Sonde erreicht Zwergplanet Ceres am Freitag
Redaktion
/ Pressemitteilung des Deutschen Zentrums für Luft- und Raumfahrt astronews.com
3. März 2015
Die Spannung steigt bei der NASA und den internationalen
Partnern der Mission Dawn: Erstmals soll eine Sonde in den Orbit eines
Zwergplaneten einschwenken und diesen über ein Jahr lang erkunden. Schon aus der
Entfernung hatten die ersten Bilder von Ceres mehr Fragen aufgeworfen als
Antworten geliefert. Insbesondere die hellen Punkte auf der Oberfläche
bleiben bislang rätselhaft.

Dieser Ausschnitt aus einem Mosaik zeigt
einen Teil der Oberfläche des Zwergplaneten
Ceres. Einige der rätselhaften Flecken sind gut
zu erkennen.
Bild: NASA / JPL-Caltech / UCLA / MPS /
DLR / IDA [Gesamtansicht] |
Nur noch wenige Tage wird es dauern, bis die Raumsonde Dawn am 6.
März 2015 in den Orbit um Ceres einschwenkt und somit zum ersten Mal überhaupt
ein Zwergplanet besucht wird. Was Ceres den Wissenschaftlern bisher preisgegeben
hat, wirft zurzeit nur noch mehr Fragen auf als es Antworten liefert: "So
punktgenaue, extrem helle Flecken, wie wir sie auf den Kameraaufnahmen sehen,
sind ungewöhnlich und bisher einfach noch nicht zu deuten - eine Erklärung wäre
freigelegtes Eis, das das Licht stark reflektiert", spekuliert Prof. Ralf
Jaumann vom Deutschen Zentrum für Luft- und Raumfahrt (DLR).

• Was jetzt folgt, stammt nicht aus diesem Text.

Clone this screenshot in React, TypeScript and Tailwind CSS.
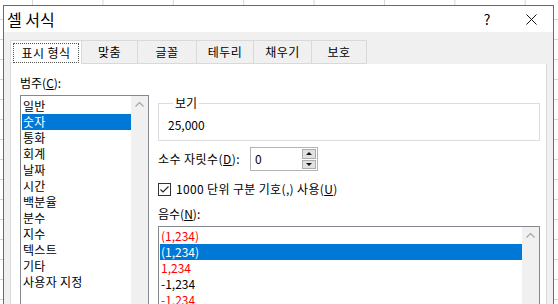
import React from "react";

const categories = [
  "일반",
  "숫자",
  "통화",
  "회계",
  "날짜",
  "시간",
  "백분율",
  "분수",
  "지수",
  "텍스트",
  "기타",
  "사용자 지정",
];

const negatives = [
  { text: "(1,234)", red: true, selected: false },
  { text: "(1,234)", red: false, selected: true },
  { text: "1,234", red: true, selected: false },
  { text: "-1,234", red: false, selected: false },
  { text: "-1,234", red: true, selected: false },
];

const tabs = [
  { label: "맞춤", w: "w-[56px]" },
  { label: "글꼴", w: "w-[59px]" },
  { label: "테두리", w: "w-[57px]" },
  { label: "채우기", w: "w-[58px]" },
  { label: "보호", w: "w-[55px]" },
];

function ScrollUp() {
  return (
    <div className="w-[17px] shrink-0 bg-[#f0f0f0] flex justify-center pt-[6px]">
      <svg width="9" height="5" viewBox="0 0 9 5">
        <path d="M0.5 4.5 L4.5 0.5 L8.5 4.5" stroke="#a6a6a6" strokeWidth="1.2" fill="none" />
      </svg>
    </div>
  );
}

function Spinner() {
  return (
    <div className="flex h-[24px] w-[68px] border border-[#b4b4b4] bg-white">
      <div className="flex-1 pl-[4px] leading-[22px]">0</div>
      <div className="flex w-[16px] flex-col gap-[1px] bg-white p-[1px]">
        <div className="flex flex-1 items-center justify-center border border-[#adadad] bg-[#e1e1e1]">
          <svg width="6" height="3" viewBox="0 0 6 3">
            <path d="M0 3 L3 0 L6 3 Z" fill="#111" />
          </svg>
        </div>
        <div className="flex flex-1 items-center justify-center border border-[#adadad] bg-[#e1e1e1]">
          <svg width="6" height="3" viewBox="0 0 6 3">
            <path d="M0 0 L3 3 L6 0 Z" fill="#111" />
          </svg>
        </div>
      </div>
    </div>
  );
}

export default function App() {
  return (
    <div className="h-[304px] w-[558px] overflow-hidden bg-white bg-[linear-gradient(to_right,#d6d6d6_1px,transparent_1px),linear-gradient(to_bottom,#d6d6d6_1px,transparent_1px)] bg-size-[70.4px_20px] bg-position-[32px_-1px] pl-[3px] pt-[5px] font-['Noto_Sans_CJK_KR','Malgun_Gothic',sans-serif] text-[12px] text-black">
      <div className="h-[340px] w-[551px] border border-[#1a7fd4] bg-[#f0f0f0]">
        {/* title bar */}
        <div className="flex h-[26px] items-center justify-between bg-white">
          <div className="pl-[3px] text-[16px] leading-[26px] text-black">셀 서식</div>
          <div className="flex h-full">
            <div className="flex w-[44px] items-center justify-center text-[14px] leading-none">?</div>
            <div className="flex w-[44px] items-center justify-center">
              <svg width="11" height="11" viewBox="0 0 11 11">
                <path d="M0.5 0.5 L10.5 10.5 M10.5 0.5 L0.5 10.5" stroke="#111" strokeWidth="1" />
              </svg>
            </div>
          </div>
        </div>

        {/* body */}
        <div className="pl-[6px] pt-[8px]">
          <div className="flex h-[24px]">
            <div className="flex w-[72px] items-center justify-center border border-b-0 border-[#d9d9d9] bg-white">
              <div className="flex h-[20px] w-[66px] items-center justify-center border border-dotted border-[#555] tracking-[0.4px]">
                표시 형식
              </div>
            </div>
            {tabs.map((t) => (
              <div
                key={t.label}
                className={`${t.w} flex items-center justify-center border border-l-0 border-[#d9d9d9] bg-[#f0f0f0] tracking-[0.4px]`}
              >
                {t.label}
              </div>
            ))}
          </div>

          {/* panel */}
          <div className="flex h-[260px] w-[537px] gap-[9px] border border-t-0 border-[#d9d9d9] bg-white pl-[9px] pt-[11px]">
            {/* category */}
            <div className="flex w-[129px] flex-col">
              <div className="leading-[16px]">
                범주(<span className="underline">C</span>):
              </div>
              <div className="mt-[4px] flex h-[220px] border border-[#828790] bg-white">
                <div className="flex-1 pl-[1px] pt-[2px]">
                  {categories.map((c, i) => (
                    <div
                      key={c}
                      className={`h-[16px] pl-[1px] leading-[16px] tracking-[0.3px] ${i === 1 ? "bg-[#0078d7] text-white" : ""}`}
                    >
                      {c}
                    </div>
                  ))}
                </div>
                <ScrollUp />
              </div>
            </div>

            {/* right side */}
            <div className="flex w-[382px] flex-col pt-[20px]">
              <fieldset className="border border-[#dcdcdc] pb-[7px] pl-[9px]">
                <legend className="ml-[5px] px-[2px] leading-[16px]">보기</legend>
                <div className="pt-[6px] leading-[16px]">25,000</div>
              </fieldset>

              <div className="mt-[6px] flex h-[24px] items-center">
                <div className="w-[92px] tracking-[0.45px]">
                  소수 자릿수(<span className="underline">D</span>):
                </div>
                <Spinner />
              </div>

              <div className="mt-[10px] flex h-[16px] items-center gap-[5px]">
                <div className="flex h-[13px] w-[13px] items-center justify-center border border-[#333] bg-white">
                  <svg width="11" height="11" viewBox="0 0 11 11">
                    <path d="M1.5 5.5 L4 8 L9.5 2.5" stroke="#222" strokeWidth="1.1" fill="none" />
                  </svg>
                </div>
                <div className="leading-[16px] tracking-[0.35px]">
                  1000 단위 구분 기호(,) 사용(<span className="underline">U</span>)
                </div>
              </div>

              <div className="mt-[9px] leading-[16px]">
                음수(<span className="underline">N</span>):
              </div>
              <div className="mt-[4px] flex h-[90px] border border-[#828790] bg-white">
                <div className="flex-1 pl-[1px] pt-[1px]">
                  {negatives.map((n, i) => (
                    <div
                      key={i}
                      className={`h-[16px] pl-[1px] leading-[16px] ${
                        n.selected ? "bg-[#0078d7] text-white" : n.red ? "text-[#ff0000]" : "text-black"
                      }`}
                    >
                      {n.text}
                    </div>
                  ))}
                </div>
                <ScrollUp />
              </div>
            </div>
          </div>
        </div>
      </div>
    </div>
  );
}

Und auch die vielen unterschiedlichen Formen der Krater und ihr
Erhaltungszustand haben die Wissenschaftler so nicht erwartet. Der Zwergplanet
hat beispielsweise einen Krater mit einem Durchmesser von 300 Kilometern, der
flacher ist, als es für einen Einschlagskrater üblich ist, aber auch Krater mit
hohem Rand und einem Berg in der Mitte. "Ganz ehrlich: Ceres ist viel spannender
als ich gedacht habe", so Jaumann.
Von Juli 2011 bis September 2012 umkreiste die amerikanische Raumsonde
Dawn den Asteroiden Vesta, seitdem reist sie durch das All, um vom ersten
Untersuchungsobjekt zum zweiten Missionsziel, dem Zwergplaneten Ceres, zu
gelangen. Über 228 Millionen Kilometer hat Dawn dabei zurückgelegt, die
Frostgrenze im Asteroidengürtel zwischen Jupiter und Mars hinter sich gelassen
und befindet sich nun über 500 Millionen Kilometer entfernt von der Erde.
Mit der Annäherung an Ceres wachsen Neugier und Spannung bei den
Wissenschaftlern. Erstmals erkundet eine Sonde gleich zwei Himmelskörper in
einer Mission: Asteroid Vesta war ein "trockener", felsiger Asteroid, zerfurcht,
voller Krater, Berge und Canyons - Zwergplanet Ceres wird als "nasser", eisiger
Asteroid nicht nur eine dreckige, staubige Eiskruste, sondern wohlmöglich auch
einen darunterliegenden Ozean aus Wasser haben.
So unterschiedlich die beiden Himmelskörper im Asteroidengürtel sind,
konservieren dennoch beide frühe Entwicklungsstufen unserer Planeten: "Beide
Körper sind Fossilien aus der Geburtsstunde des Sonnensystems und werfen Licht
auf dessen Entstehung", sagt die stellvertretende wissenschaftliche
Missionsleiterin Carol Raymond vom Jet Propulsion Laboratory (JPL) der
NASA. "Wir werden mit der Dawn-Mission vieles lernen, das uns die
Entstehung unseres Sonnensystems vor 4,5 Milliarden Jahren besser verstehen
lässt", ist Jaumann überzeugt.
Bei Asteroid Vesta stießen die Wissenschaftler auf eine erstaunliche und
wissenschaftlich spannende neue Welt. Und auch Zwergplanet Ceres erweist sich
bereits im Anflug als vielversprechend und rätselhaft zugleich. Schon die extrem
hellen Flecken, die sich in einem Krater von Ceres zeigen, sorgen für die
Diskussionen und Spekulationen: "Sie sind ein ziemliches Rätsel – nicht nur für
Laien, sondern auch für uns Planetenforscher", gibt Jaumann zu.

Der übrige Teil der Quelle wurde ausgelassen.